Choosing Safer Protocols

Prefer protocols that: - Use Chainlink or equivalent decentralized oracles

• Have multiple oracle sources
• Implement circuit breakers
• Have been audited by reputable firms
• Have significant TVL (more to lose = more caution)

Monitoring Your Positions

Set alerts for:

• Unusual price movements
• Large flash loans on related pools
• Protocol governance proposals changing oracles
• Smart contract upgrades

Quick Exit Strategies

Know how to exit fast if needed:

• Keep gas available for emergency withdraws
• Understand protocol's withdrawal mechanism
• Have MEV protection (Flashbots Protect, etc.)

Case Studies

Harvest Finance ($34M)

• Attack: Flash loan manipulation of Curve pool
• Oracle: On-chain Curve pool price
• Method: Repeated arbitrage cycles in single transaction
• Lesson: On-chain spot prices are manipulable

Cream Finance ($130M)

• Attack: Oracle manipulation + lending exploit
• Method: Inflated price of yUSD used as collateral
• Lesson: Derivative token oracles need extra scrutiny

Mango Markets ($114M)

Attack: TWAP manipulation + perp liquidations

• Method: Slow price manipulation over time
• Lesson: Even TWAPs can be exploited with enough capital

FAQs

Are Chainlink oracles safe? Safer than on-chain alternatives, but not immune. Chainlink can have delays, and dependent protocols can still implement integration poorly.

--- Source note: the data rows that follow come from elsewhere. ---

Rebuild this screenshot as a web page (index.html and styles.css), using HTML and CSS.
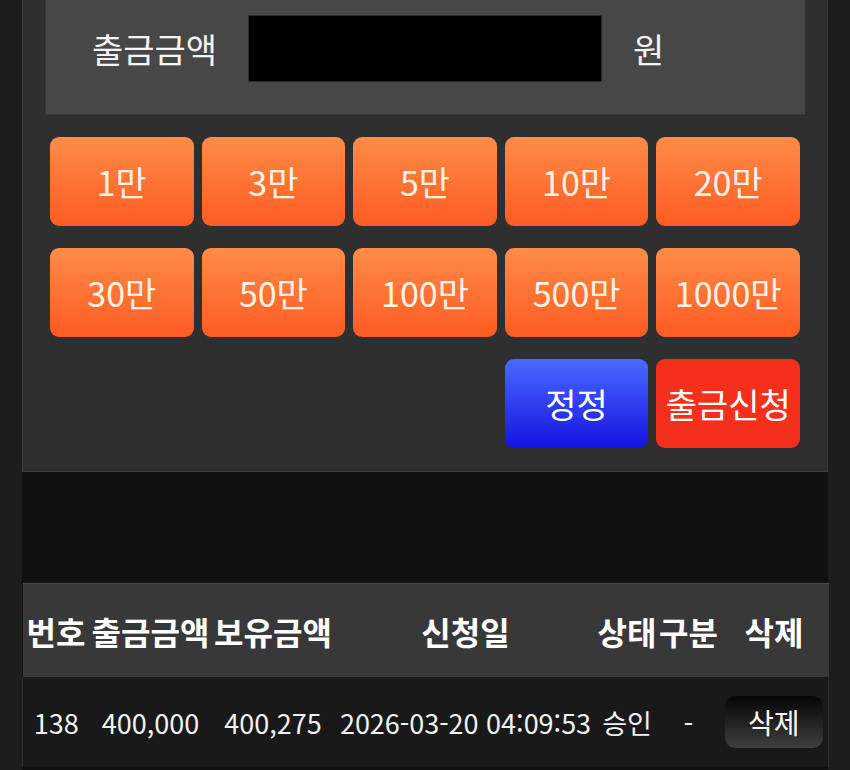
FILE: index.html
```html
<!DOCTYPE html>
<html lang="ko">
<head>
    <meta charset="UTF-8">
    <meta name="viewport" content="width=device-width, initial-scale=1.0">
    <title>출금신청</title>
    <link rel="stylesheet" href="styles.css">
</head>
<body>
    <div class="wrap">
        <div class="form-box">
            <div class="amount-panel">
                <span class="amount-label">출금금액</span>
                <input type="text" class="amount-input" id="amount">
                <span class="amount-unit">원</span>
            </div>

            <div class="quick-grid">
                <button class="quick-btn">1만</button>
                <button class="quick-btn">3만</button>
                <button class="quick-btn">5만</button>
                <button class="quick-btn">10만</button>
                <button class="quick-btn">20만</button>
                <button class="quick-btn">30만</button>
                <button class="quick-btn">50만</button>
                <button class="quick-btn">100만</button>
                <button class="quick-btn">500만</button>
                <button class="quick-btn">1000만</button>
                <button class="act-btn btn-reset">정정</button>
                <button class="act-btn btn-submit">출금신청</button>
            </div>
        </div>

        <div class="spacer"></div>

        <table class="history">
            <colgroup>
                <col style="width: 67px">
                <col style="width: 122px">
                <col style="width: 123px">
                <col style="width: 262px">
                <col style="width: 61px">
                <col style="width: 62px">
                <col style="width: 109px">
            </colgroup>
            <thead>
                <tr>
                    <th>번호</th>
                    <th>출금금액</th>
                    <th>보유금액</th>
                    <th>신청일</th>
                    <th>상태</th>
                    <th>구분</th>
                    <th>삭제</th>
                </tr>
            </thead>
            <tbody>
                <tr>
                    <td>138</td>
                    <td>400,000</td>
                    <td>400,275</td>
                    <td>2026-03-20 04:09:53</td>
                    <td>승인</td>
                    <td>-</td>
                    <td><button class="del-btn">삭제</button></td>
                </tr>
            </tbody>
        </table>
    </div>
</body>
</html>
```

FILE: styles.css
```css
body {
    margin: 0;
    background: #1d1d1d;
    font-family: "Noto Sans CJK KR", "Noto Sans", sans-serif;
    color: #fff;
}

.wrap {
    width: 806px;
    margin-left: 22px;
    background: #111;
    min-height: 770px;
}

.form-box {
    background: #2f2f2f;
    border: 1px solid #3c3c3c;
    border-top: none;
    padding: 0 22px 23px;
}

.amount-panel {
    background: #474747;
    border-bottom: 1px solid #3a3a3a;
    border-left: 1px solid #3a3a3a;
    display: flex;
    align-items: center;
    padding: 15px 0 32px 46px;
}

.amount-label {
    font-size: 34px;
    color: #f4f4f4;
    width: 124px;
    white-space: nowrap;
}

.amount-input {
    width: 354px;
    height: 67px;
    box-sizing: border-box;
    margin-left: 32px;
    background: #000;
    border: 1px solid #2a2a2a;
    outline: none;
    color: #fff;
    font-size: 26px;
}

.amount-unit {
    font-size: 34px;
    color: #f4f4f4;
    margin-left: 31px;
}

.quick-grid {
    display: grid;
    grid-template-columns: repeat(5, 1fr);
    gap: 22px 8px;
    padding: 0 5px;
    margin-top: 22px;
}

button {
    font-family: inherit;
    border: none;
    cursor: pointer;
}

.quick-btn,
.act-btn {
    height: 89px;
    border-radius: 9px;
    font-size: 34px;
    padding: 0;
    white-space: nowrap;
}

.quick-btn {
    background: linear-gradient(#ff8c48, #ff5b22);
    color: #fff4e4;
}

.act-btn {
    color: #fff;
}

.btn-reset {
    grid-column: 4;
    background: linear-gradient(#4b6aff, #1414e2);
}

.btn-submit {
    background: #f42f1c;
}

.spacer {
    height: 111px;
}

.history {
    width: 806px;
    border-collapse: collapse;
    table-layout: fixed;
}

.history th {
    background: #383838;
    border-top: 1px solid #4a4a4a;
    height: 93px;
    padding: 0;
    font-size: 32px;
    font-weight: bold;
    color: #fff;
    white-space: nowrap;
}

.history td {
    background: #191919;
    height: 90px;
    padding: 0;
    text-align: center;
    font-size: 27px;
    color: #f2f2f2;
    white-space: nowrap;
}

.history tbody tr {
    border-left: 1px solid #2e2e2e;
    border-right: 1px solid #2e2e2e;
}

.del-btn {
    width: 98px;
    height: 52px;
    border-radius: 10px;
    background: linear-gradient(#050505, #3e3e3e);
    color: #fff;
    font-size: 28px;
    padding: 0;
    vertical-align: middle;
}
```
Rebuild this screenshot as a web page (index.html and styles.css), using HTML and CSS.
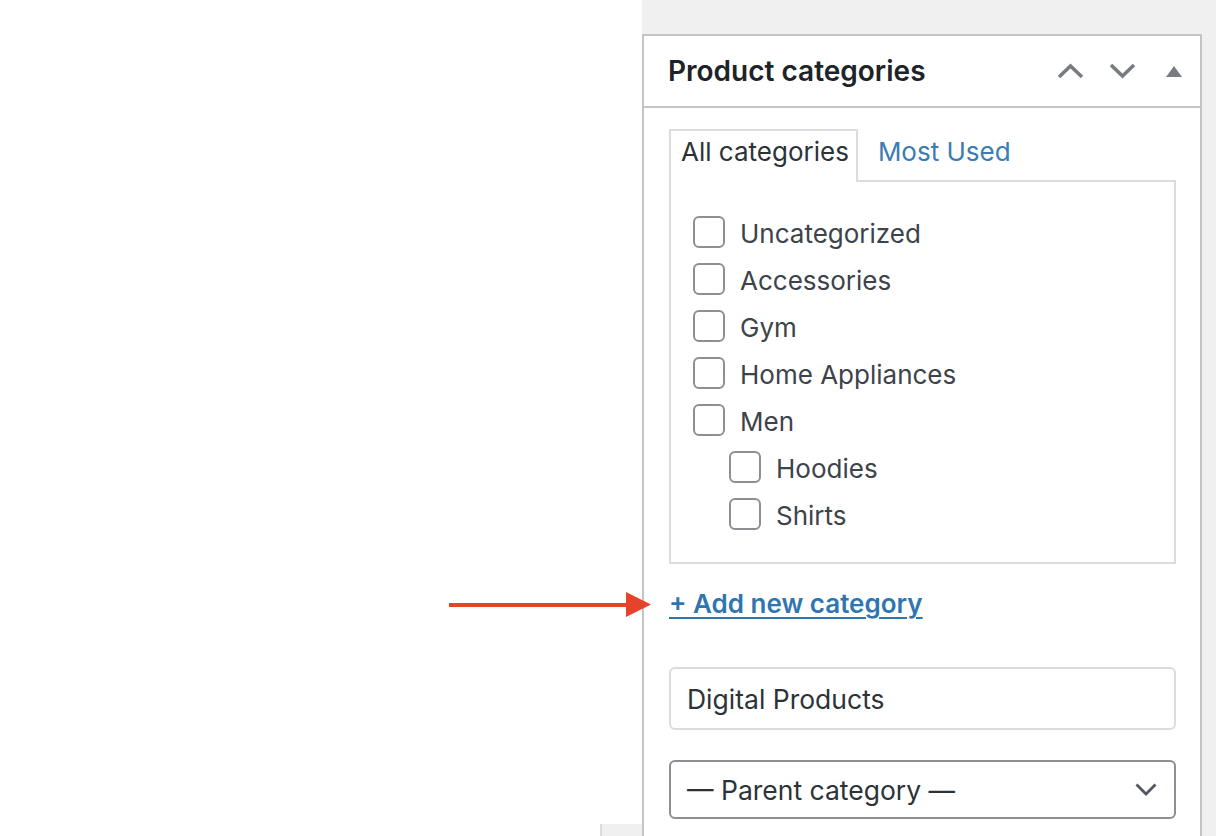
FILE: index.html
```html
<!DOCTYPE html>
<html lang="en">
<head>
    <meta charset="UTF-8">
    <meta name="viewport" content="width=device-width, initial-scale=1.0">
    <title>Product categories</title>
    <link rel="stylesheet" href="styles.css">
</head>
<body>
    <div class="screen">
        <div class="canvas"></div>
        <div class="sidebar">
            <div class="postbox">
                <div class="postbox-header">
                    <h2>Product categories</h2>
                    <div class="handle-actions">
                        <button class="handle" type="button">
                            <svg width="27" height="16" viewBox="0 0 27 16"><path d="M2 14 L13.5 3 L25 14" fill="none" stroke="#787c82" stroke-width="3.6"/></svg>
                        </button>
                        <button class="handle" type="button">
                            <svg width="27" height="16" viewBox="0 0 27 16"><path d="M2 2 L13.5 13 L25 2" fill="none" stroke="#787c82" stroke-width="3.6"/></svg>
                        </button>
                        <button class="handle" type="button">
                            <svg width="16" height="11" viewBox="0 0 16 11"><path d="M8 0 L16 11 L0 11 Z" fill="#787c82"/></svg>
                        </button>
                    </div>
                </div>
                <div class="inside">
                    <ul class="category-tabs">
                        <li class="tab active">All categories</li>
                        <li class="tab"><a href="#">Most Used</a></li>
                    </ul>
                    <div class="tabs-panel">
                        <ul class="checklist">
                            <li><label><input type="checkbox"><span>Uncategorized</span></label></li>
                            <li><label><input type="checkbox"><span>Accessories</span></label></li>
                            <li><label><input type="checkbox"><span>Gym</span></label></li>
                            <li><label><input type="checkbox"><span>Home Appliances</span></label></li>
                            <li><label><input type="checkbox"><span>Men</span></label></li>
                            <li class="child"><label><input type="checkbox"><span>Hoodies</span></label></li>
                            <li class="child"><label><input type="checkbox"><span>Shirts</span></label></li>
                        </ul>
                    </div>
                    <a href="#" class="add-toggle">+ Add new category</a>
                    <input class="new-cat" type="text" value="Digital Products">
                    <div class="parent-select">
                        <span>— Parent category —</span>
                        <svg width="22" height="13" viewBox="0 0 22 13"><path d="M1.5 1.5 L11 11 L20.5 1.5" fill="none" stroke="#50575e" stroke-width="2.8"/></svg>
                    </div>
                </div>
            </div>
        </div>
    </div>

    <svg class="pointer" width="210" height="26" viewBox="0 0 210 26">
        <rect x="0" y="11" width="180" height="4" fill="#e5432a"/>
        <path d="M177 0 L202 12.5 L177 25 Z" fill="#e5432a"/>
    </svg>
    <div class="scroll-stub"></div>
</body>
</html>
```

FILE: styles.css
```css
html, body {
    margin: 0;
    padding: 0;
    font-family: Inter, "Noto Sans", sans-serif;
    color: #3c434a;
    background: #fff;
}

.screen {
    display: flex;
    width: 1216px;
    height: 836px;
    overflow: hidden;
}

.canvas {
    width: 642px;
    flex: none;
    background: #fff;
}

.sidebar {
    flex: 1;
    background: #f0f0f1;
    padding: 34px 14px 0 0;
}

.postbox {
    background: #fff;
    border: 2px solid #c3c4c7;
    border-bottom: none;
    height: 100%;
}

.postbox-header {
    display: flex;
    align-items: center;
    justify-content: space-between;
    height: 70px;
    border-bottom: 2px solid #c3c4c7;
}

.postbox-header h2 {
    margin: 0;
    padding-left: 24px;
    font-size: 28px;
    font-weight: 600;
    color: #1d2327;
}

.handle-actions {
    display: flex;
}

.handle {
    width: 52px;
    height: 52px;
    padding: 0;
    border: none;
    background: none;
    display: flex;
    align-items: center;
    justify-content: center;
}

.inside {
    padding: 21px 24px 0 25px;
    display: flex;
    flex-direction: column;
}

.category-tabs {
    display: flex;
    margin: 0;
    padding: 0;
    list-style: none;
}

.tab {
    font-size: 26px;
    line-height: 40px;
    padding: 3px 20px 7px 20px;
}

.tab.active {
    position: relative;
    z-index: 1;
    background: #fff;
    border: 2px solid #dcdcde;
    border-bottom: none;
    margin-bottom: -2px;
    padding: 1px 7px 10px 10px;
    color: #2c3338;
}

.tab a {
    color: #3a7cb3;
    text-decoration: none;
}

.tabs-panel {
    border: 2px solid #dcdcde;
    padding: 26px 22px 25px;
}

.checklist {
    margin: 0;
    padding: 0;
    list-style: none;
}

.checklist li {
    height: 47px;
    display: flex;
    align-items: center;
}

.checklist li.child {
    padding-left: 36px;
}

.checklist label {
    display: flex;
    align-items: center;
    font-size: 26px;
}

.checklist label span {
    padding-top: 3px;
}

.checklist input {
    appearance: none;
    -webkit-appearance: none;
    width: 32px;
    height: 32px;
    margin: 0 15px 0 0;
    border: 2px solid #8c8f94;
    border-radius: 6px;
    background: #fff;
}

.add-toggle {
    margin-top: 20px;
    align-self: flex-start;
    font-size: 26px;
    line-height: 40px;
    font-weight: 600;
    color: #2f76b0;
    text-decoration: underline;
    text-underline-offset: 4px;
    text-decoration-thickness: 2px;
}

.new-cat {
    margin-top: 43px;
    height: 63px;
    box-sizing: border-box;
    border: 2px solid #dcdcde;
    border-radius: 6px;
    padding: 0 16px;
    font-family: Inter, "Noto Sans", sans-serif;
    font-size: 26.5px;
    color: #2c3338;
    outline: none;
}

.parent-select {
    margin-top: 30px;
    height: 59px;
    box-sizing: border-box;
    border: 2px solid #8c8f94;
    border-radius: 6px;
    padding: 0 17px 0 16px;
    display: flex;
    align-items: center;
    justify-content: space-between;
    font-size: 26.5px;
    color: #2c3338;
}

.pointer {
    position: absolute;
    left: 449px;
    top: 592px;
}

.scroll-stub {
    position: absolute;
    left: 600px;
    top: 824px;
    width: 40px;
    height: 12px;
    background: #f0f0f1;
    border-left: 2px solid #dcdcde;
}
```
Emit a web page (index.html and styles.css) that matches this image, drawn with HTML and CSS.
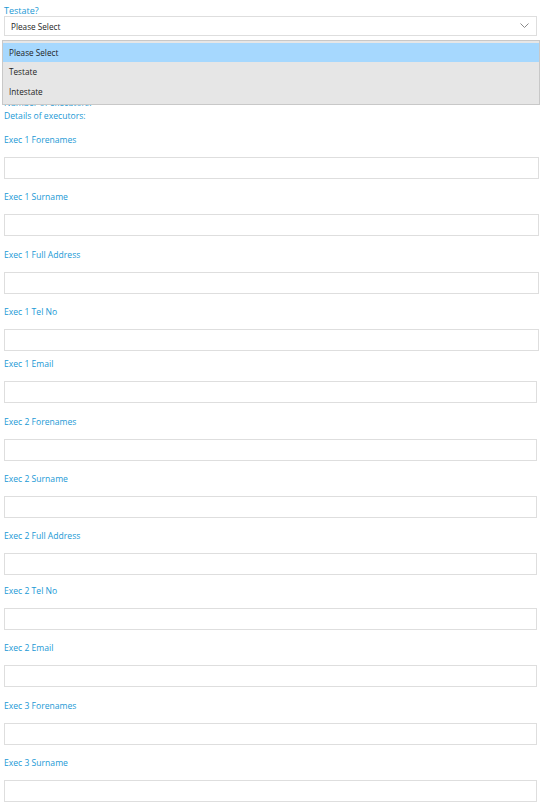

What's the safest oracle setup? Multiple decentralized oracle sources with aggregation, deviation limits, and circuit breakers. No single point of failure.

Can regular users exploit oracles? Major exploits require significant capital (flash loans) and technical knowledge. But many exploiters have been individuals, not sophisticated groups.

How do I check if a protocol is vulnerable? Read the documentation, check audits, and look at the actual smart contract's oracle integration. Ask in Discord if unclear.

Should I avoid all protocols using on-chain oracles? Not necessarily, but understand the risks. TWAPs with sufficient liquidity and time windows can be reasonably safe for certain applications.